Junk Bonds and the Margin of Safety
Berkshire made a significant investment of $440 million in RJR Nabisco junk bonds at year-end 1990. Buffett used this as an opportunity to critique the "dagger on the steering wheel" thesis of the 1980s debt mania, which argued that massive debt focused management. He warned against the illusion that newly issued junk bonds were akin to traditional "fallen angels" and stressed the paramount importance of Ben Graham's "Margin of Safety" against debt-laden structures.
Formalizing "Look-Through" Earnings
Buffett formalized the concept of "Look-Through Earnings" in the 1990 letter, arguing that GAAP accounting often fails to capture the true earning power of companies with concentrated equity holdings. He calculated Berkshire's 1990 look-through earnings at approximately $590 million, which included Berkshire's share of investees' retained earnings (minus incremental taxes) in addition to reported operating earnings. This metric provided a more accurate picture of the intrinsic value compounding within Berkshire's portfolio.
The "Super-Cat" Strategy
The letter also touched upon Berkshire's "super-cat" insurance strategy, where the company concentrated catastrophe risk by writing policies for major hurricanes, windstorms, and earthquakes.
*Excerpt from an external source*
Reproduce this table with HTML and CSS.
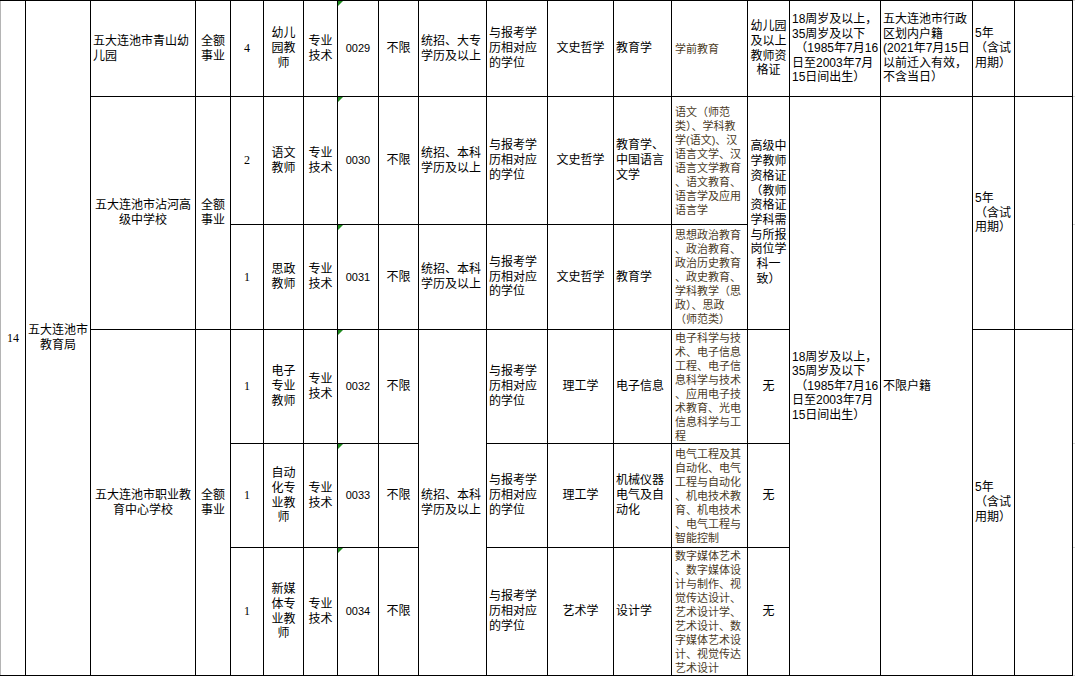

Buffett articulated a preference for a "lumpy 15% return to a smooth 12%," emphasizing Berkshire's financial strength to tolerate extreme volatility in this segment.
USAir & Commodity Economics
Buffett reflected on the convertible preferred stock investment in USAir Group, which he later referred to as an "unforced error." He reiterated the lesson that in a business selling a commodity-type product, "it’s impossible to be a lot smarter than your dumbest competitor," especially when rivals engage in aggressive pricing tactics.